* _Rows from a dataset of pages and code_
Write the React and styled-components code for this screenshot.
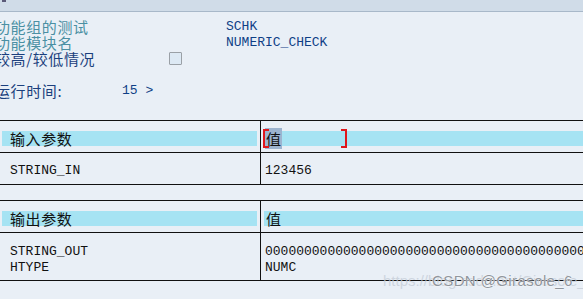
import React from "react";
import styled, { createGlobalStyle } from "styled-components";

const GlobalStyle = createGlobalStyle`
  html, body { margin: 0; padding: 0; background: #e9eff6; overflow: hidden; }
  body { width: 583px; height: 299px; position: relative; }
`;

const CJK = `"Noto Sans CJK SC", "Noto Sans", sans-serif`;
const MONO = `"Liberation Mono", "DejaVu Sans Mono", monospace`;

const Page = styled.div`
  width: 583px;
  height: 299px;
  background: #e9eff6;
  overflow: hidden;
  position: relative;
`;

const TopBar = styled.div`
  height: 11px;
  background: #d0dce8;
  border-bottom: 1px solid #a8b8c9;
  display: flex;
  align-items: flex-start;
  padding-left: 2px;
`;

const TopIcon = styled.div`
  width: 4px;
  height: 2px;
  background: #5b5a78;
`;

const InfoGrid = styled.div`
  display: grid;
  grid-template-columns: 174px 57px 1fr;
  grid-auto-rows: 16px;
  margin: 7px 0 0 -5px;
`;

const Label = styled.div`
  font-family: ${CJK};
  font-size: 15px;
  line-height: 16px;
  letter-spacing: 0.6px;
  white-space: nowrap;
  color: ${(p) => (p.$muted ? "#4a8fa3" : "#1b3f7d")};
`;

const Value = styled.div`
  font-family: ${MONO};
  font-size: 13px;
  line-height: 16px;
  color: #0f3f86;
  white-space: nowrap;
`;

const Checkbox = styled.div`
  width: 11px;
  height: 11px;
  margin-top: 1px;
  border: 1px solid #9aa0a6;
  border-radius: 1px;
  background: #dde9f4;
`;

const RuntimeRow = styled.div`
  display: flex;
  margin: 16px 0 0 -5px;
  height: 16px;
`;

const RuntimeLabel = styled(Label)`
  width: 127px;
`;

const Table = styled.div`
  display: grid;
  grid-template-columns: 261px 1fr;
  border-top: 1px solid #111;
  margin-top: ${(p) => p.$gap}px;
`;

const HeadCell = styled.div`
  position: relative;
  box-sizing: border-box;
  height: 32px;
  padding: 10px ${(p) => (p.$first ? "3px" : "0")} 6px ${(p) => (p.$first ? "2px" : "3px")};
  border-bottom: 1px solid #111;
  border-right: ${(p) => (p.$first ? "1px solid #111" : "none")};
`;

const Band = styled.div`
  height: 15px;
  background: #a6e3f3;
  font-family: ${CJK};
  font-size: 15px;
  line-height: 15px;
  letter-spacing: 0.6px;
  color: #111;
  padding-left: ${(p) => p.$indent}px;
  white-space: nowrap;
`;

const Selected = styled.span`
  background: #9db4cf;
  padding: 0 0 0 1px;
`;

const Bracket = styled.div`
  position: absolute;
  top: 8px;
  left: ${(p) => p.$left}px;
  width: 4px;
  height: 15px;
  border-top: 2px solid #e0161b;
  border-bottom: 2px solid #e0161b;
  ${(p) => (p.$right ? "border-right: 2px solid #e0161b;" : "border-left: 2px solid #e0161b;")}
`;

const BodyCell = styled.div`
  box-sizing: border-box;
  height: ${(p) => p.$h}px;
  padding: ${(p) => p.$top}px 0 0 ${(p) => (p.$first ? "10px" : "4px")};
  border-bottom: 1px solid #111;
  border-right: ${(p) => (p.$first ? "1px solid #111" : "none")};
  font-family: ${MONO};
  font-size: 13px;
  line-height: 16px;
  color: #111;
  white-space: nowrap;
  overflow: hidden;
`;

const WatermarkFaint = styled.div`
  position: absolute;
  left: 383px;
  top: 272px;
  font-family: "Liberation Sans", Arial, sans-serif;
  font-size: 15px;
  line-height: 18px;
  white-space: nowrap;
  color: rgba(196, 204, 214, 0.75);
`;

const WatermarkStrong = styled.div`
  position: absolute;
  left: 432px;
  top: 272px;
  font-family: "Liberation Sans", Arial, sans-serif;
  font-size: 15px;
  line-height: 18px;
  letter-spacing: 0.4px;
  white-space: nowrap;
  color: #90969d;
  text-shadow: 0 0 2px #fff, 0 0 1px #fff;
`;

export default function App() {
  const zeros = "0".repeat(60);
  return (
    <Page>
      <GlobalStyle />
      <TopBar>
        <TopIcon />
      </TopBar>
      <InfoGrid>
        <Label $muted>功能组的测试</Label>
        <div />
        <Value>SCHK</Value>
        <Label $muted>功能模块名</Label>
        <div />
        <Value>NUMERIC_CHECK</Value>
        <Label>较高/较低情况</Label>
        <Checkbox />
        <div />
      </InfoGrid>
      <RuntimeRow>
        <RuntimeLabel>运行时间:</RuntimeLabel>
        <Value>15 &gt;</Value>
      </RuntimeRow>

      <Table $gap={21}>
        <HeadCell $first>
          <Band $indent={8}>输入参数</Band>
        </HeadCell>
        <HeadCell>
          <Band $indent={1}>
            <Selected>值</Selected>
          </Band>
          <Bracket $left={2} />
          <Bracket $left={80} $right />
        </HeadCell>
        <BodyCell $first $h={32} $top={10}>STRING_IN</BodyCell>
        <BodyCell $h={32} $top={10}>123456</BodyCell>
      </Table>

      <Table $gap={15}>
        <HeadCell $first>
          <Band $indent={8}>输出参数</Band>
        </HeadCell>
        <HeadCell>
          <Band $indent={2}>值</Band>
        </HeadCell>
        <BodyCell $first $h={48} $top={11}>
          STRING_OUT
          <br />
          HTYPE
        </BodyCell>
        <BodyCell $h={48} $top={11}>
          {zeros}
          <br />
          NUMC
        </BodyCell>
      </Table>

      <WatermarkFaint>https://blog.csdn.net/Girasole_6</WatermarkFaint>
      <WatermarkStrong>CSDN @Girasole_6</WatermarkStrong>
    </Page>
  );
}
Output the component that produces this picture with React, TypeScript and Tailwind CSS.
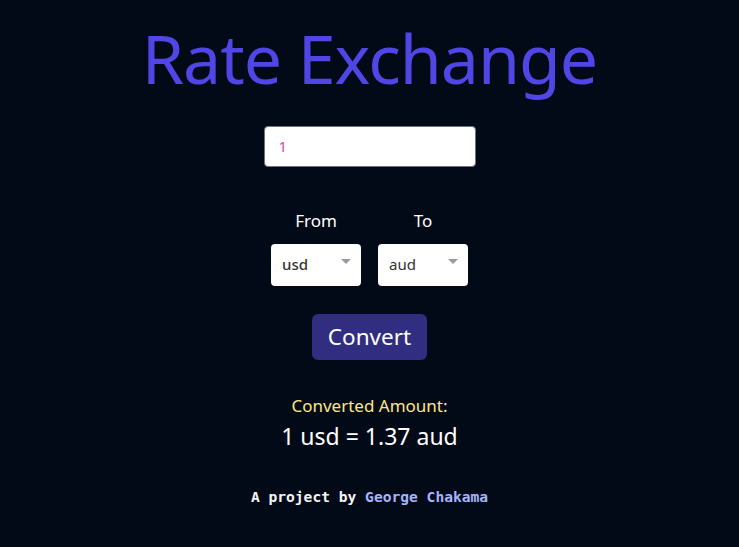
import React from "react";

function Caret() {
  return (
    <svg width="10" height="6" viewBox="0 0 10 6" className="shrink-0">
      <path d="M0 0 L10 0 L5 5 Z" fill="#9a9a9a" />
    </svg>
  );
}

export default function App() {
  return (
    <div
      className="min-h-[547px] w-full bg-[#030a17] flex flex-col items-center"
      style={{ fontFamily: '"Noto Sans", "Open Sans", sans-serif' }}
    >
      <h1 className="mt-[15px] text-[68px] leading-[86px] text-[#4f46e5] tracking-[-1px]">
        Rate Exchange
      </h1>
      <div className="mt-[25px] w-[212px] h-[41px] bg-white rounded border border-[#6b7280] flex items-center px-[14px]">
        <span className="text-[15px] text-[#ec4899]">1</span>
      </div>
      <div className="mt-[41px] flex gap-[17px]">
        <div className="flex flex-col items-center w-[90px]">
          <span className="text-white text-[17px] leading-[26px]">From</span>
          <div className="mt-[10px] w-[90px] h-[42px] bg-white rounded-sm flex items-center justify-between pl-[11px] pr-[10px] pb-[2px]">
            <span className="text-[15px] text-[#333] font-medium">usd</span>
            <div className="self-start mt-[15px]">
              <Caret />
            </div>
          </div>
        </div>
        <div className="flex flex-col items-center w-[90px]">
          <span className="text-white text-[17px] leading-[26px]">To</span>
          <div className="mt-[10px] w-[90px] h-[42px] bg-white rounded-sm flex items-center justify-between pl-[11px] pr-[10px] pb-[2px]">
            <span className="text-[15px] text-[#333]">aud</span>
            <div className="self-start mt-[15px]">
              <Caret />
            </div>
          </div>
        </div>
      </div>
      <button className="mt-[28px] w-[115px] h-[46px] bg-[#312e81] rounded-md text-white text-[22.5px] leading-none">
        Convert
      </button>
      <div className="mt-[35px] text-[#fde68a] text-[17px] leading-[22px]">
        Converted Amount:
      </div>
      <div className="mt-[4px] text-white text-[23px] leading-[30px]">
        1 usd = 1.37 aud
      </div>
      <div
        className="mt-[35px] text-[14.6px] font-bold text-[#f3f4f6]"
        style={{ fontFamily: '"DejaVu Sans Mono", monospace' }}
      >
        A project by <span className="text-[#a5b4fc]">George Chakama</span>
      </div>
    </div>
  );
}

* _Exercise objective_
Go through the material and copy out every line with "React" in it.

* _Task result_
Write the React and styled-components code for this screenshot.
import React from "react";
Output the component that produces this picture with React, TypeScript and Tailwind CSS.
import React from "react";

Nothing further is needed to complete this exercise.